··· MATERIAL PROVIDED ···

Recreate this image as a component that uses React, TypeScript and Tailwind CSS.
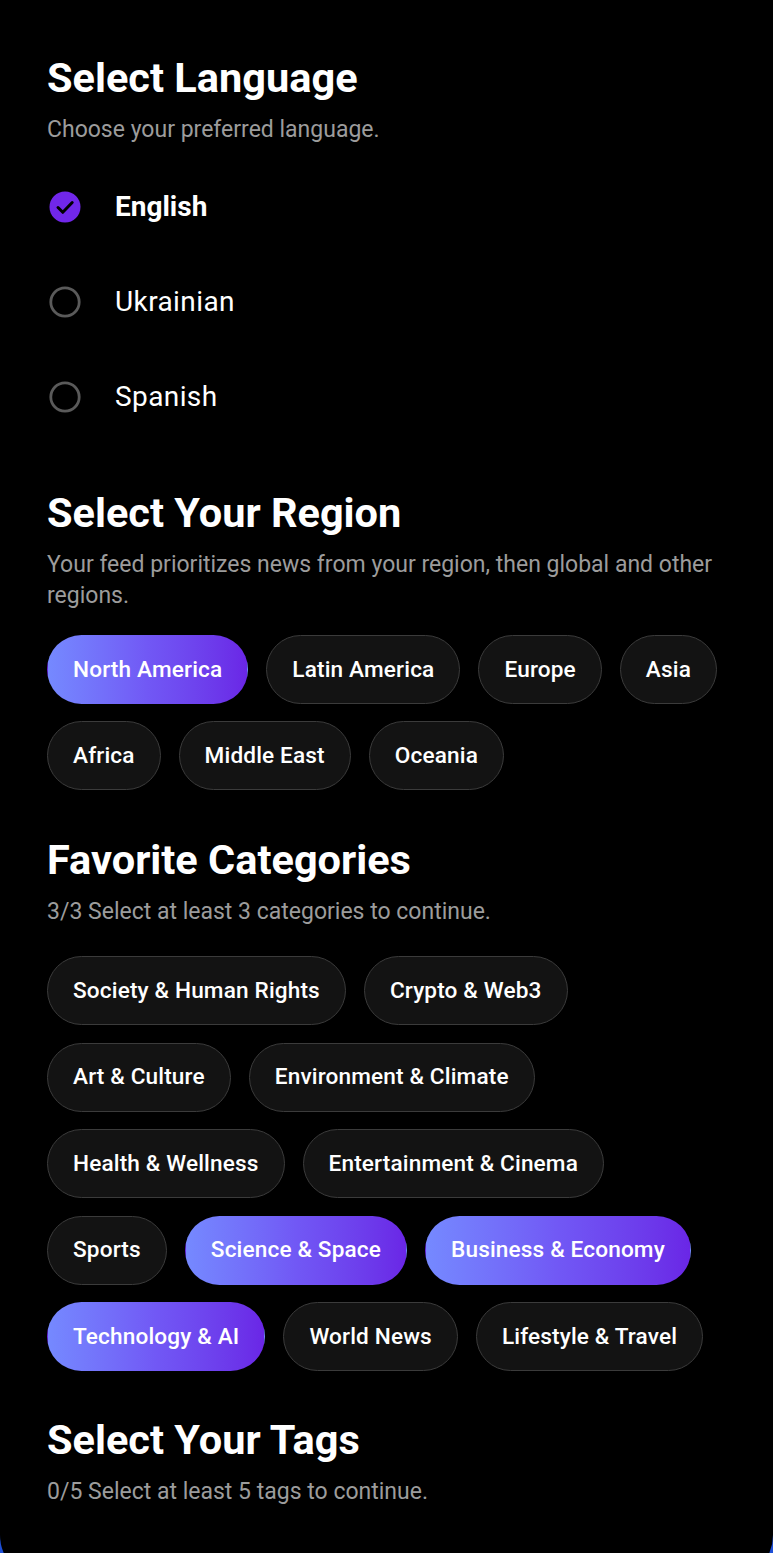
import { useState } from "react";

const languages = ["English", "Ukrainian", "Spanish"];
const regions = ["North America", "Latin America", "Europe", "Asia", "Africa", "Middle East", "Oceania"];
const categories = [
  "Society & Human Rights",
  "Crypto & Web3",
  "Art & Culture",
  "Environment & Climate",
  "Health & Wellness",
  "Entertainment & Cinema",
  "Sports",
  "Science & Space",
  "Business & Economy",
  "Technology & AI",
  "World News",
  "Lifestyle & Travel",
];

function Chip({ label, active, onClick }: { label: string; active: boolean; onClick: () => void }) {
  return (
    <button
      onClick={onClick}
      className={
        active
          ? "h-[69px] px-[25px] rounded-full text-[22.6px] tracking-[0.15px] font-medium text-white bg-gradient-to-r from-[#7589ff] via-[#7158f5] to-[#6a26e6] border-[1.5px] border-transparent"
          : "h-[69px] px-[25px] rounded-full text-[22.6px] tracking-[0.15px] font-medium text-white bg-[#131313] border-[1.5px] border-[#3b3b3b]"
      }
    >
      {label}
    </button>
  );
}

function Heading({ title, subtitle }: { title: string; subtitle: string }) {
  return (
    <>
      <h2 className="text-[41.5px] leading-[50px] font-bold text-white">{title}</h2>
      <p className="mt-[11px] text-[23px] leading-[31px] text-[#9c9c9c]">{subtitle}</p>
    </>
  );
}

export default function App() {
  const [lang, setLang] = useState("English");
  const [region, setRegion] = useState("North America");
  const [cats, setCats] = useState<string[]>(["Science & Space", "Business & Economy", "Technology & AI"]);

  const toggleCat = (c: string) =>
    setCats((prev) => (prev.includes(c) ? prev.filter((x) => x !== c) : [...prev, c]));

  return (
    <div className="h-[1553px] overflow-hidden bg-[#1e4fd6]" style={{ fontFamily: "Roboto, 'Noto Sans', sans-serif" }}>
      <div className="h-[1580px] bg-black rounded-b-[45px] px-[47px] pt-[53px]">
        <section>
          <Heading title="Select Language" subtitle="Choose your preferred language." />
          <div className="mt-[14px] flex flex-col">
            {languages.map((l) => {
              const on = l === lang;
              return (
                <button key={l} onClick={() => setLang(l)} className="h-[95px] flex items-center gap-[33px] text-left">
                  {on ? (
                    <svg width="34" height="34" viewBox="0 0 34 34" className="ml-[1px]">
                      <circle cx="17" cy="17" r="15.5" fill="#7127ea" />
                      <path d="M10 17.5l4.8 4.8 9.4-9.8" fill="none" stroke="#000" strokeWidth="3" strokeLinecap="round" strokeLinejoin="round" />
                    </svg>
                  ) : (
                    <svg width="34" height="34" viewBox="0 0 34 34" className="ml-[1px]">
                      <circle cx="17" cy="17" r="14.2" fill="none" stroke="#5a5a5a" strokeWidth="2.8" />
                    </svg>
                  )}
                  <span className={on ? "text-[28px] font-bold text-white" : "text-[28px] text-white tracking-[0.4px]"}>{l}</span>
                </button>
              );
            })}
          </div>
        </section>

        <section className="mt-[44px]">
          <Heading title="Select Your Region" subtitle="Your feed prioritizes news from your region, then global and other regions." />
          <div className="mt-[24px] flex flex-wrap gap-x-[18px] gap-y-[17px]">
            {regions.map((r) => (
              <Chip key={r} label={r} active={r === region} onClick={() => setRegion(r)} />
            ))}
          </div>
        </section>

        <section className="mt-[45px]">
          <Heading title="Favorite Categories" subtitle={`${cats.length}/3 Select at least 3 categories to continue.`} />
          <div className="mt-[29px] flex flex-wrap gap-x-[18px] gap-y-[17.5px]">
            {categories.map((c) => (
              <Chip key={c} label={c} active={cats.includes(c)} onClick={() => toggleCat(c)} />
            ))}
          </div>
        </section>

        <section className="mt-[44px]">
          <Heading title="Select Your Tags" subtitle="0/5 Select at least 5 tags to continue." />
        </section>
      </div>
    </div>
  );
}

···

* THE REQUEST
Output the data exactly. Pictures don't belong in the result.

* FULL RESPONSE
Recreate this image as a component that uses React, TypeScript and Tailwind CSS.
import { useState } from "react";

const languages = ["English", "Ukrainian", "Spanish"];
const regions = ["North America", "Latin America", "Europe", "Asia", "Africa", "Middle East", "Oceania"];
const categories = [
  "Society & Human Rights",
  "Crypto & Web3",
  "Art & Culture",
  "Environment & Climate",
  "Health & Wellness",
  "Entertainment & Cinema",
  "Sports",
  "Science & Space",
  "Business & Economy",
  "Technology & AI",
  "World News",
  "Lifestyle & Travel",
];

function Chip({ label, active, onClick }: { label: string; active: boolean; onClick: () => void }) {
  return (
    <button
      onClick={onClick}
      className={
        active
          ? "h-[69px] px-[25px] rounded-full text-[22.6px] tracking-[0.15px] font-medium text-white bg-gradient-to-r from-[#7589ff] via-[#7158f5] to-[#6a26e6] border-[1.5px] border-transparent"
          : "h-[69px] px-[25px] rounded-full text-[22.6px] tracking-[0.15px] font-medium text-white bg-[#131313] border-[1.5px] border-[#3b3b3b]"
      }
    >
      {label}
    </button>
  );
}

function Heading({ title, subtitle }: { title: string; subtitle: string }) {
  return (
    <>
      <h2 className="text-[41.5px] leading-[50px] font-bold text-white">{title}</h2>
      <p className="mt-[11px] text-[23px] leading-[31px] text-[#9c9c9c]">{subtitle}</p>
    </>
  );
}

export default function App() {
  const [lang, setLang] = useState("English");
  const [region, setRegion] = useState("North America");
  const [cats, setCats] = useState<string[]>(["Science & Space", "Business & Economy", "Technology & AI"]);

  const toggleCat = (c: string) =>
    setCats((prev) => (prev.includes(c) ? prev.filter((x) => x !== c) : [...prev, c]));

  return (
    <div className="h-[1553px] overflow-hidden bg-[#1e4fd6]" style={{ fontFamily: "Roboto, 'Noto Sans', sans-serif" }}>
      <div className="h-[1580px] bg-black rounded-b-[45px] px-[47px] pt-[53px]">
        <section>
          <Heading title="Select Language" subtitle="Choose your preferred language." />
          <div className="mt-[14px] flex flex-col">
            {languages.map((l) => {
              const on = l === lang;
              return (
                <button key={l} onClick={() => setLang(l)} className="h-[95px] flex items-center gap-[33px] text-left">
                  {on ? (
                    <svg width="34" height="34" viewBox="0 0 34 34" className="ml-[1px]">
                      <circle cx="17" cy="17" r="15.5" fill="#7127ea" />
                      <path d="M10 17.5l4.8 4.8 9.4-9.8" fill="none" stroke="#000" strokeWidth="3" strokeLinecap="round" strokeLinejoin="round" />
                    </svg>
                  ) : (
                    <svg width="34" height="34" viewBox="0 0 34 34" className="ml-[1px]">
                      <circle cx="17" cy="17" r="14.2" fill="none" stroke="#5a5a5a" strokeWidth="2.8" />
                    </svg>
                  )}
                  <span className={on ? "text-[28px] font-bold text-white" : "text-[28px] text-white tracking-[0.4px]"}>{l}</span>
                </button>
              );
            })}
          </div>
        </section>

        <section className="mt-[44px]">
          <Heading title="Select Your Region" subtitle="Your feed prioritizes news from your region, then global and other regions." />
          <div className="mt-[24px] flex flex-wrap gap-x-[18px] gap-y-[17px]">
            {regions.map((r) => (
              <Chip key={r} label={r} active={r === region} onClick={() => setRegion(r)} />
            ))}
          </div>
        </section>

        <section className="mt-[45px]">
          <Heading title="Favorite Categories" subtitle={`${cats.length}/3 Select at least 3 categories to continue.`} />
          <div className="mt-[29px] flex flex-wrap gap-x-[18px] gap-y-[17.5px]">
            {categories.map((c) => (
              <Chip key={c} label={c} active={cats.includes(c)} onClick={() => toggleCat(c)} />
            ))}
          </div>
        </section>

        <section className="mt-[44px]">
          <Heading title="Select Your Tags" subtitle="0/5 Select at least 5 tags to continue." />
        </section>
      </div>
    </div>
  );
}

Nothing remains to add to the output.